Grazie al Comune, all’Istituto per la storia dell’Umbria contemporanea e al Gruppo Grotte Pipistrelli del Cai è stato riaperto al pubblico uno dei rifugi antiaerei più significativi di Terni, quello di Palazzo Carrara. L’occasione è stata data dall’anniversario della Liberazione della città dal nazifascismo e le visite gratuite, con accompagnatori del Gruppo Grotte Pipistrelli, sono state scaglionate per l’intera giornata.
“Quello di Palazzo Carrara è un rifugio pubblico, spiega Gianni Bovini dell’Isuc, ossia aperto e disponibile a tutti i cittadini che, in caso di attacco aereo, si trovavano per la pubblica via. Nel maggio 1943 di questo tipo di rifugi ne vengono censiti 81. Il rifugio di Palazzo Carrara è visitabile grazie al lavoro dei soci del Gruppo Grotte Pipistrelli che lo hanno liberato di tutti i materiali inerti che per vari motivi vi erano finiti ed hanno provveduto anche a dotarlo di un’illuminazione sufficiente a garantire la visita in sicurezza”.
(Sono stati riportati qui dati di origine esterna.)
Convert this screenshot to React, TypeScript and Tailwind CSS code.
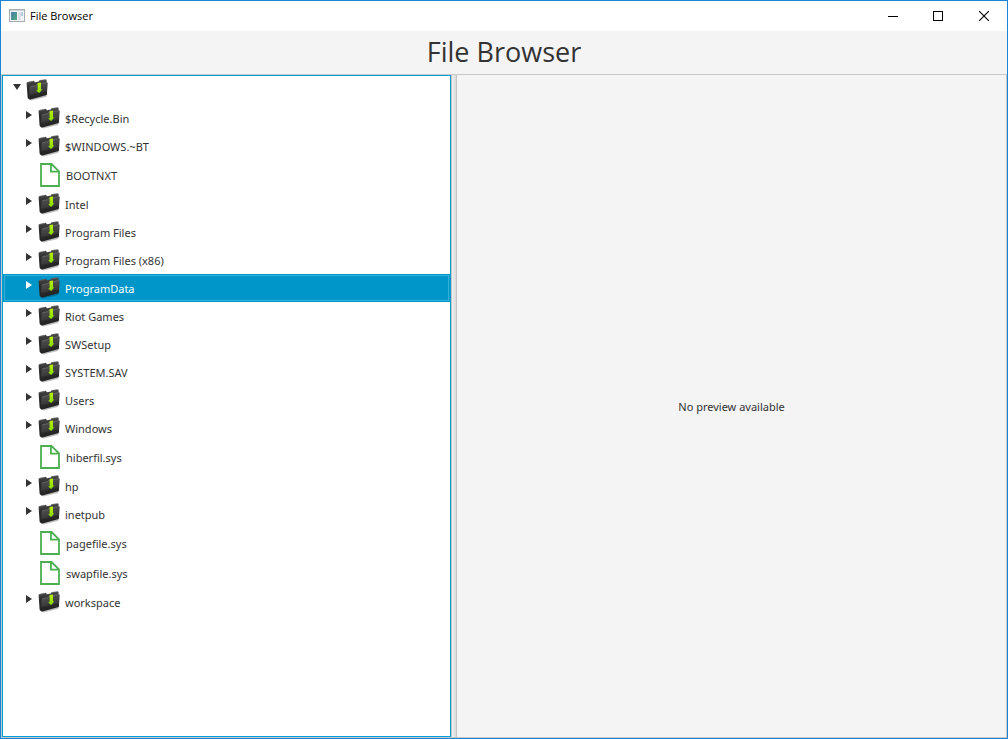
import { useState } from "react";

type Entry = { name: string; kind: "folder" | "file" };

const entries: Entry[] = [
  { name: "$Recycle.Bin", kind: "folder" },
  { name: "$WINDOWS.~BT", kind: "folder" },
  { name: "BOOTNXT", kind: "file" },
  { name: "Intel", kind: "folder" },
  { name: "Program Files", kind: "folder" },
  { name: "Program Files (x86)", kind: "folder" },
  { name: "ProgramData", kind: "folder" },
  { name: "Riot Games", kind: "folder" },
  { name: "SWSetup", kind: "folder" },
  { name: "SYSTEM.SAV", kind: "folder" },
  { name: "Users", kind: "folder" },
  { name: "Windows", kind: "folder" },
  { name: "hiberfil.sys", kind: "file" },
  { name: "hp", kind: "folder" },
  { name: "inetpub", kind: "folder" },
  { name: "pagefile.sys", kind: "file" },
  { name: "swapfile.sys", kind: "file" },
  { name: "workspace", kind: "folder" },
];

function IconDefs() {
  return (
    <svg width="0" height="0" className="absolute" aria-hidden="true">
      <defs>
        <linearGradient id="folderFront" x1="0" y1="0" x2="0.3" y2="1">
          <stop offset="0" stopColor="#565656" />
          <stop offset="0.5" stopColor="#424242" />
          <stop offset="1" stopColor="#262626" />
        </linearGradient>
        <linearGradient id="folderBack" x1="0" y1="0" x2="0" y2="1">
          <stop offset="0" stopColor="#4c4c4c" />
          <stop offset="0.4" stopColor="#2e2e2e" />
          <stop offset="1" stopColor="#222" />
        </linearGradient>
        <linearGradient id="arrow" x1="0" y1="0" x2="0" y2="1">
          <stop offset="0" stopColor="#b8f000" />
          <stop offset="1" stopColor="#86dc00" />
        </linearGradient>
      </defs>
    </svg>
  );
}

function FolderIcon() {
  return (
    <svg width="23" height="24" viewBox="0 0 23 24" className="shrink-0" aria-hidden="true">
      <path d="M3 20 L19 17.5 L22 15.6 L20 19 L5 22.4Z" fill="#000" opacity="0.25" />
      <path
        d="M0.6 5.2 Q0.6 4.1 1.7 3.9 L7 2.9 Q8 2.7 8.4 3.4 L9 4.3 L12.8 3.5 L13.6 2.3 L19.6 1.4 Q20.6 1.3 20.6 2.2 L20.8 16 L3.2 21 Q1.7 20.8 1.6 19.6Z"
        fill="url(#folderBack)"
      />
      <path d="M1.2 4.6 L7.4 3.2 M13.6 2.5 L20 1.6" stroke="#777" strokeWidth="0.5" fill="none" />
      <path
        d="M3.7 9.7 Q3.8 8.7 4.8 8.5 L9.6 7.5 L11 6.3 L20.4 4.4 Q21.7 4.2 21.7 5.3 L20.9 15.9 Q20.8 16.9 19.8 17.2 L4.1 21.5 Q2.9 21.7 2.8 20.6Z"
        fill="url(#folderFront)"
      />
      <path d="M3.9 9.4 Q4 8.8 4.8 8.6 L9.6 7.6 L11 6.5 L20.8 4.6" fill="none" stroke="#747474" strokeWidth="0.6" />
      <path d="M3.2 17 L21 13.2 L20.9 15.9 Q20.8 16.9 19.8 17.2 L4.1 21.5 Q2.9 21.7 2.8 20.6Z" fill="#111" opacity="0.3" />
      <path d="M11.6 5.1 L15 4.6 L15 11.6 L16.4 11.3 L13.2 15.1 L10 12.6 L11.6 12.3Z" fill="url(#arrow)" />
    </svg>
  );
}

function FileIcon() {
  return (
    <svg width="24" height="24" viewBox="0 0 24 24" className="shrink-0" aria-hidden="true">
      <path
        d="M3 1 H13.5 L21 8.3 V23 H3Z M12.9 1 V8.6 H21"
        fill="none"
        stroke="#4caf50"
        strokeWidth="1.8"
      />
    </svg>
  );
}

function Disclosure({ open, light }: { open?: boolean; light?: boolean }) {
  return (
    <svg width="10" height="10" viewBox="0 0 10 10" fill={light ? "#fff" : "#333"} aria-hidden="true">
      {open ? <path d="M1 2 H9 L5 8Z" /> : <path d="M2 1 L8 5 L2 9Z" />}
    </svg>
  );
}

function AppIcon() {
  return (
    <svg width="16" height="14" viewBox="0 0 16 14" aria-hidden="true">
      <defs>
        <linearGradient id="appPane" x1="0" y1="0" x2="1" y2="1">
          <stop offset="0" stopColor="#4a7fb0" />
          <stop offset="1" stopColor="#4fa878" />
        </linearGradient>
      </defs>
      <rect x="0.5" y="0.5" width="15" height="12" fill="#f2f4f6" stroke="#a9adb1" />
      <path d="M1 1.5 H15" stroke="#cfd4da" />
      <rect x="2" y="3" width="6" height="8" fill="url(#appPane)" />
      <rect x="9" y="3" width="3" height="8" fill="#dde1e6" />
      <rect x="12" y="3" width="2" height="4" fill="#b3cfdc" />
    </svg>
  );
}

function TreeRow({ entry, selected, onSelect }: { entry: Entry; selected: boolean; onSelect: () => void }) {
  const folder = entry.kind === "folder";
  return (
    <li
      role="treeitem"
      aria-selected={selected}
      onClick={onSelect}
      className={`flex items-center pl-[21px] ${folder ? "h-7" : "h-[30px]"} ${
        selected ? "bg-[#0096c9] text-white outline outline-1 -outline-offset-2 outline-[#38afd6]" : ""
      }`}
    >
      <span className="flex w-[14px] self-stretch pt-1.5">
        {folder && (
          <button type="button" aria-label={`Expand ${entry.name}`} className="h-[10px] w-[10px]">
            <Disclosure light={selected} />
          </button>
        )}
      </span>
      {folder ? <FolderIcon /> : <FileIcon />}
      <span className="pt-0.5 pl-1">{entry.name}</span>
    </li>
  );
}

export default function App() {
  const [selected, setSelected] = useState("ProgramData");
  return (
    <div className="flex h-screen flex-col border border-[#1883d7] bg-[#f4f4f4] font-['Noto_Sans','Open_Sans',sans-serif] text-[11px] leading-4 text-[#333]">
      <IconDefs />
      <header className="flex h-[30px] shrink-0 items-center bg-white pl-2">
        <AppIcon />
        <span className="pl-[5px] font-['Open_Sans',sans-serif] text-black">File Browser</span>
        <div className="ml-auto flex self-stretch text-black">
          <button type="button" aria-label="Minimize" className="flex w-[45px] items-center justify-center">
            <svg width="10" height="10" viewBox="0 0 10 10" stroke="currentColor" shapeRendering="crispEdges">
              <path d="M0 5.5 H10" />
            </svg>
          </button>
          <button type="button" aria-label="Maximize" className="flex w-[46px] items-center justify-center">
            <svg width="10" height="10" viewBox="0 0 10 10" fill="none" stroke="currentColor" shapeRendering="crispEdges">
              <rect x="0.5" y="0.5" width="9" height="9" />
            </svg>
          </button>
          <button type="button" aria-label="Close" className="flex w-[46px] items-center justify-center">
            <svg width="10" height="10" viewBox="0 0 10 10" stroke="currentColor" strokeWidth="1.1">
              <path d="M0 0 L10 10 M10 0 L0 10" />
            </svg>
          </button>
        </div>
      </header>
      <h1 className="flex h-[43px] shrink-0 items-center justify-center pb-0.5 font-['Open_Sans',sans-serif] text-[27px] leading-10">
        File Browser
      </h1>
      <main className="flex min-h-0 flex-1 border border-[#c8c8c8]">
        <ul role="tree" aria-label="Files" className="w-[449px] shrink-0 overflow-auto border border-[#039ed3] bg-white">
          <li role="treeitem" aria-expanded="true">
            <div className="flex h-7 items-center pl-[9px]">
              <span className="flex w-[14px] self-stretch pt-1.5">
                <button type="button" aria-label="Collapse root" className="h-[10px] w-[10px]">
                  <Disclosure open />
                </button>
              </span>
              <FolderIcon />
            </div>
            <ul role="group">
              {entries.map((entry) => (
                <TreeRow
                  key={entry.name}
                  entry={entry}
                  selected={entry.name === selected}
                  onSelect={() => setSelected(entry.name)}
                />
              ))}
            </ul>
          </li>
        </ul>
        <div
          role="separator"
          aria-orientation="vertical"
          className="w-[6px] shrink-0 cursor-col-resize border-x border-[#c4c4c4] bg-linear-to-r from-[#f0f0f0] to-[#dadada]"
        />
        <section aria-label="Preview" className="flex flex-1 items-center justify-center">
          <p className="pt-0.5">No preview available</p>
        </section>
      </main>
    </div>
  );
}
In molti hanno approfittato di questa opportunità per conoscere la storia dei rifugi antiaerei, il motivo per il quale vennero costruiti così numerosi e come vennero utilizzati.
“L’obiettivo degli aerei alleati su Terni, a differenza di quanto si pensa, non era la popolazione, né il tessuto urbano e neanche le fabbriche, ma di impedire il rifornimento delle truppe nazifasciste che sulla linea di Cassino stavano contrastando la risalita degli alleati sbarcati in Sicilia. Quindi il loro obiettivo è quello di distruggere le linee di trasporto ferroviario e stradale di modo che l’esercito tedesco, supportato da quello della Repubblica Sociale, avesse una ridotta capacità di resistenza al l’avanzata delle truppe alleate. La legislazione, sottolinea Bovini, prevede che il rifugio sia considerato antibomba se sa resistere ad un colpo di una bomba lanciata da un’altezza non eccessiva e del peso di 50 chili. Ma nell’agosto del ‘43 la dotazione dei bombardieri alleati è di bombe da 250, 500 libbre e su Terni ne vengono sganciate anche da 4000. Quindi la capacità strutturale di questi rifugi e piuttosto inadeguata. Com’è inadeguata la dotazione la loro dotazione infrastrutturale: di 81 rifugi meno di 10 hanno i bagni e l’acqua corrente, solo 53 sono antibomba. Per un rifugio che deve proteggere dal bombardamento non avere la capacità di resistere alle bombe è quasi un controsenso. Purtroppo questa era la situazione dell’Italia del periodo”.